One African delegate complained that per diem funding for African delegations they have received in the past has not been given this time, and Africans did not have access to food that was culturally acceptable.
“A lot of folks in Africa and Asia see our structure as colonial, and it is in many ways,” Erickson said.
“Our jurisdictional structure is a holdover from the racism of the Deep South in 1939. Part of the challenge of being a church that’s been around for so long is we’ve got to deal with some of these skeletons in the closet of the ways we made decisions in the past, and how they’re not only not efficient and effective for the modern era, they’re also laden with sinful and short-sighted thinking. We need some reform.”
The denomination has touted wide-ranging inclusive input on its proposed new Social Principles statement, which would eliminate some of the old language such as “homosexuality is incompatible with Christian teaching,” which dates to 1972, the first General Conference after a merger created the United Methodist Church in 1968.
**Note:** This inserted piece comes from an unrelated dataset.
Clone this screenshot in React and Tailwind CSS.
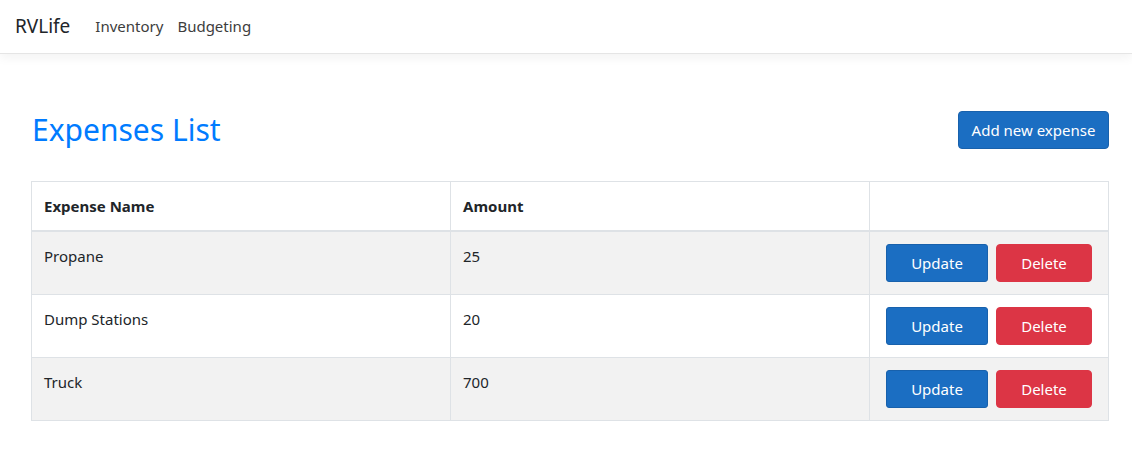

Africans, Asians and Europeans have shared in the drafting of the new summary of social beliefs for the worldwide church that will be voted on next week.
“We understand that all of us may not agree on every statement, but our goal was to find language to reach across diverse contexts to encourage conversation and put our faith into action,” the Rev. Ande Emmanuel of Nigeria told the conference on Wednesday morning.
In opening the conference on Tuesday, Bishop Thomas Bickerton of New York, president of the Council of Bishops, urged delegates to work to revitalize the denomination.
“Don’t you tell us we don’t believe in scripture, in the doctrine of the church, in the resurrection of Jesus Christ or claim that we don’t believe in the power of the Holy Spirit,” Bickerton said.
Update: A petition to amend the constitution to allow regionalization got the necessary two-thirds majority on Thursday, with 586 yes votes and 164 no, but still requires further two-thirds approval by all conferences.